The premier authority on the hybridisation of cats and in particular the mating of large cats with smaller domestic cats is Sarah Hartwell of the messybeast.com website. She has no reference to a successful mating of a cougar and a domestic cat. This does not surprise me.
Once again, what is being said by the people speculating that mountain lions might exist in this part of Australia is wrong and this undermines their general theory.
A report has been written. I’ve not seen it. It says that it is unlikely but not impossible that big cats escaped from private zoos or circuses into the wild forming foundation cats. The report also says that the evidence does not support the presence of panthers or other wild cats in the wild in NSW. But there are pawprints of suitable prey animals which indicates the cats could survive.

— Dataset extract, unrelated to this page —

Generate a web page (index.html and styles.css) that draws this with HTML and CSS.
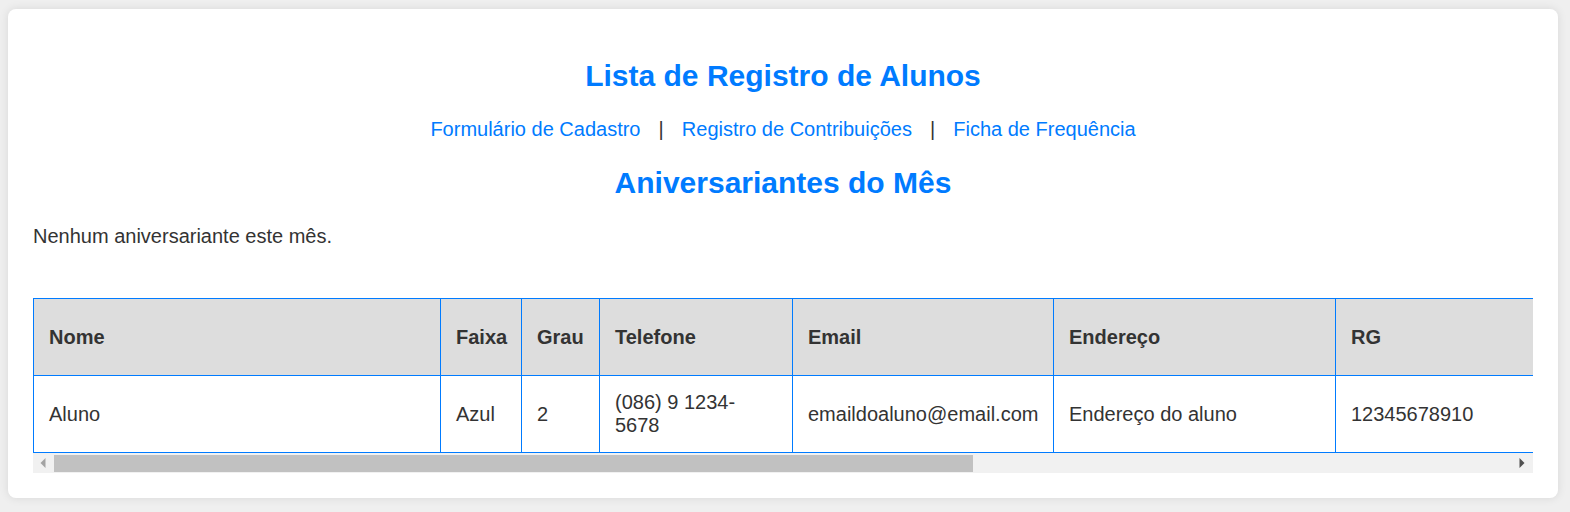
FILE: index.html
```html
<!DOCTYPE html>
<html lang="pt-BR">
<head>
<meta charset="utf-8">
<title>Lista de Registro de Alunos</title>
<link rel="stylesheet" href="styles.css">
</head>
<body>
<div class="card">
  <h2 class="title">Lista de Registro de Alunos</h2>
  <nav class="nav">
    <a href="#">Formulário de Cadastro</a> <span class="sep">|</span> <a href="#">Registro de Contribuições</a> <span class="sep">|</span> <a href="#">Ficha de Frequência</a>
  </nav>
  <h2 class="title">Aniversariantes do Mês</h2>
  <p class="empty">Nenhum aniversariante este mês.</p>
  <div class="table-wrap">
    <table class="students">
      <colgroup>
        <col class="c-nome"><col class="c-faixa"><col class="c-grau"><col class="c-tel"><col class="c-email"><col class="c-end"><col class="c-rg">
      </colgroup>
      <thead>
        <tr>
          <th>Nome</th><th>Faixa</th><th>Grau</th><th>Telefone</th><th>Email</th><th>Endereço</th><th>RG</th>
        </tr>
      </thead>
      <tbody>
        <tr>
          <td>Aluno</td><td>Azul</td><td>2</td><td>(086) 9 1234-5678</td><td>emaildoaluno@email.com</td><td>Endereço do aluno</td><td>12345678910</td>
        </tr>
      </tbody>
    </table>
  </div>
  <div class="hscroll" aria-hidden="true">
    <span class="arrow">
      <svg width="21" height="20" viewBox="0 0 21 20"><polygon points="12.5,5 12.5,15 7.5,10" fill="#a3a3a3"/></svg>
    </span>
    <div class="track"><div class="thumb"></div></div>
    <span class="arrow">
      <svg width="21" height="20" viewBox="0 0 21 20"><polygon points="7.5,5 7.5,15 12.5,10" fill="#505050"/></svg>
    </span>
  </div>
</div>
</body>
</html>
```

FILE: styles.css
```css
html, body {
  margin: 0;
  background: #efefef;
}
body {
  padding: 9px 12px 14px 8px;
  font-family: "Liberation Sans", Arial, sans-serif;
  font-size: 20px;
  color: #333;
}
.card {
  background: #fff;
  border-radius: 8px;
  box-shadow: 0 0 10px rgba(0, 0, 0, 0.1);
  padding: 25px 25px 25px;
}
.title {
  margin: 25px 0;
  font-size: 30px;
  font-weight: bold;
  color: #007bff;
  text-align: center;
  line-height: 34px;
}
.nav {
  text-align: center;
  line-height: 23px;
  margin: 0;
}
.nav a {
  color: #007bff;
  text-decoration: none;
}
.sep {
  color: #333;
  margin: 0 12.5px;
}
.empty {
  margin: 0 0 50px;
  line-height: 23px;
}
.table-wrap {
  overflow: hidden;
}
.students {
  border-collapse: collapse;
  table-layout: fixed;
  width: 2380px;
}
.students th,
.students td {
  border: 1px solid #007bff;
  padding: 15px;
  text-align: left;
  vertical-align: middle;
  line-height: 23px;
  font-size: 20px;
}
.students th {
  background: #ddd;
  font-weight: bold;
  height: 46px;
}
.students td {
  height: 46px;
}
.c-nome { width: 407px; }
.c-faixa { width: 81px; }
.c-grau { width: 78px; }
.c-tel { width: 193px; }
.c-email { width: 261px; }
.c-end { width: 282px; }
.c-rg { width: 1078px; }
.hscroll {
  display: flex;
  height: 20px;
  background: #f1f1f1;
}
.arrow {
  display: flex;
  align-items: center;
  width: 21px;
  flex: 0 0 21px;
}
.arrow svg {
  display: block;
}
.track {
  flex: 1;
  padding: 2px 0 1px;
}
.thumb {
  width: 63%;
  height: 100%;
  background: #c1c1c1;
}
```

Apparently there is a theory that big cats were brought to Australia by World War II American soldiers in the 1940s as mascots. This theory gives credence to the possibility that they may still exist.
Commentators believe that the tracks were made by wallabies or dingoes. One person said that they are in a straight line, not side-by-side and they are a long way apart. This points to a hopping animal and not a walking one. Others claim that the footprints are those of dogs because the claw may be visible and you don’t see claw marks in cat pawprints because the claws are lifted off the ground when retracted.
I’m not sure whether this is a bad news day for the news media leading to this sort of speculative story which might pique the interest of readers. It certainly looks a bit like that. It doesn’t hold water to me and some of what is being said has holes in it.